Go deeper with plain-English guides on the same topic.

FAQ

What is a reorder point?
The reorder point is the inventory level at which you should place a new purchase order so the next shipment arrives before you run out. It equals average daily sales × lead time, plus a safety stock buffer.
How do I calculate safety stock?
A practical starting point is 1–2 weeks of average daily sales. For a more precise figure, use Z × σ × √lead time, where Z is a service-level multiplier (1.65 for 95%, 2.33 for 99%) and σ is the standard deviation of daily demand.
What is a good lead time for ecommerce inventory?
It depends on your supplier and channel. Domestic suppliers typically run 7–14 days; overseas (often China) is usually 30–60 days door-to-door. Amazon FBA adds another 5–10 days of receiving time on top of supplier lead time.
How is reorder point different from reorder quantity?

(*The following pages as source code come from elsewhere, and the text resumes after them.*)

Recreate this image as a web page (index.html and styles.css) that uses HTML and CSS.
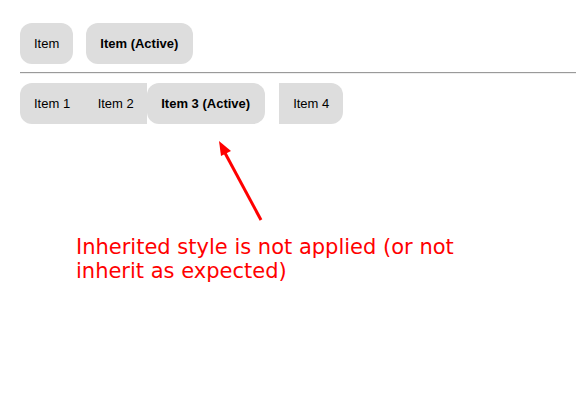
FILE: index.html
```html
<!DOCTYPE html>
<html lang="en">
  <head>
    <meta charset="UTF-8">
    <title>Inherited style</title>
    <link rel="stylesheet" href="styles.css">
  </head>
  <body>
    <div class="menu">
      <div class="item">Item</div>
      <div class="item item-active">Item (Active)</div>
    </div>
    <hr class="separateur">
    <div class="menu menu-groupe">
      <div class="item item-debut">Item 1</div>
      <div class="item item-milieu">Item 2</div>
      <div class="item item-active">Item 3 (Active)</div>
      <div class="item item-fin">Item 4</div>
    </div>
    <div class="annotation">
      <svg class="fleche" width="60" height="90" viewBox="0 0 60 90">
        <line x1="51" y1="81" x2="15" y2="14" stroke="#ff0000" stroke-width="3"/>
        <polygon points="9,2 11,17 21,12" fill="#ff0000"/>
      </svg>
      <p class="note">Inherited style is not applied (or not inherit as expected)</p>
    </div>
  </body>
</html>
```

FILE: styles.css
```css
body {
  margin: 0;
  padding: 23px 0 0 20px;
  font-family: "Liberation Sans", Arial, sans-serif;
  font-size: 13px;
  color: #000;
  background: #fff;
}
.menu {
  display: flex;
  gap: 13px;
}
.menu-groupe {
  gap: 0;
}
.item {
  background: #dddddd;
  border-radius: 12px;
  padding: 13px 14px;
  line-height: 15px;
}
.item-active {
  font-weight: bold;
  padding-right: 15px;
}
.item-debut {
  padding-right: 13.5px;
  border-radius: 12px 0 0 12px;
}
.item-milieu {
  padding-right: 13.5px;
  border-radius: 0;
}
.item-fin {
  margin-left: 14px;
  padding-right: 13.5px;
  border-radius: 0 12px 12px 0;
}
.separateur {
  margin: 8px 0 9px 0;
  border: 0;
  border-top: 1px solid #9a9a9a;
  border-bottom: 1px solid #eeeeee;
}
.annotation {
  position: relative;
  padding-top: 111px;
}
.fleche {
  position: absolute;
  left: 190px;
  top: 15px;
}
.note {
  margin: 0 0 0 56px;
  width: 420px;
  font-family: "DejaVu Sans", sans-serif;
  font-size: 21px;
  line-height: 24px;
  color: #ff0000;
}
```
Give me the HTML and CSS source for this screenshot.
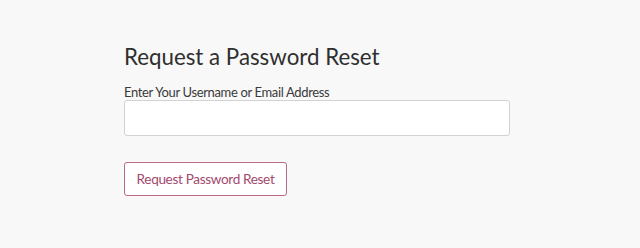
FILE: index.html
```html
<!DOCTYPE html>
<html>
<head>
<meta charset="utf-8">
<link rel="stylesheet" href="styles.css">
</head>
<body>
<main class="page">
  <h1 class="title">Request a Password Reset</h1>
  <form class="form">
    <label class="label" for="user">Enter Your Username or Email Address</label>
    <input class="input" id="user" type="text">
    <button class="btn" type="button">Request Password Reset</button>
  </form>
</main>
</body>
</html>
```
FILE: styles.css
```css
html, body {
  margin: 0;
  padding: 0;
  background: #f8f8f8;
}
body {
  font-family: Lato, "Open Sans", sans-serif;
  color: #333;
}
.page {
  padding: 42px 0 0 124px;
  width: 386px;
}
.title {
  margin: 0;
  font-size: 22.3px;
  font-weight: 400;
  line-height: 30px;
  color: #2f2f2f;
}
.form {
  display: flex;
  flex-direction: column;
  margin-top: 13px;
}
.label {
  font-size: 13px;
  line-height: 15px;
  color: #3a3a3a;
  letter-spacing: -0.35px;
}
.input {
  box-sizing: border-box;
  height: 36px;
  width: 386px;
  margin: 0;
  border: 1px solid #d2d2d2;
  border-radius: 3px;
  background: #fff;
}
.btn {
  align-self: flex-start;
  box-sizing: border-box;
  margin-top: 26px;
  height: 34px;
  width: 163px;
  padding: 0;
  border: 1px solid #b9688a;
  border-radius: 3px;
  background: #fff;
  color: #a3496e;
  font-family: Lato, "Open Sans", sans-serif;
  font-size: 13.6px;
  letter-spacing: -0.35px;
}
```
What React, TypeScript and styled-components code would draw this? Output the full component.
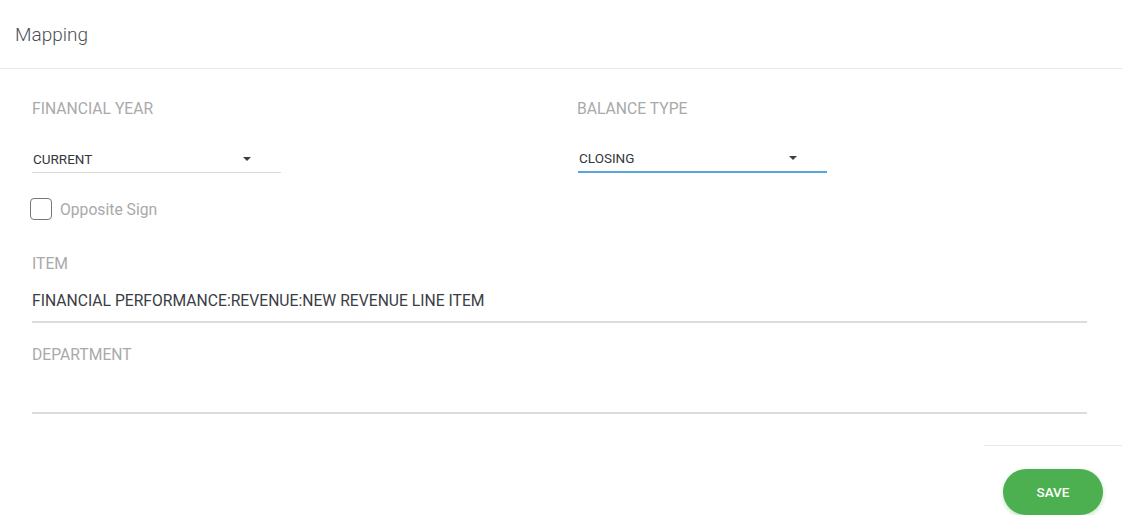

Reorder point is WHEN to order — the stock level that triggers a new PO. Reorder quantity is HOW MUCH to order — typically enough to refill to your target level, respecting supplier MOQ and your cash flow.
Does this work for Amazon FBA?
Yes — just remember to use total lead time (supplier production + transit + FBA receiving), not just supplier lead time. FBA receive can add 5–10 days, and stockouts on Amazon damage your sales rank, so most FBA sellers run a larger safety stock than DTC sellers do.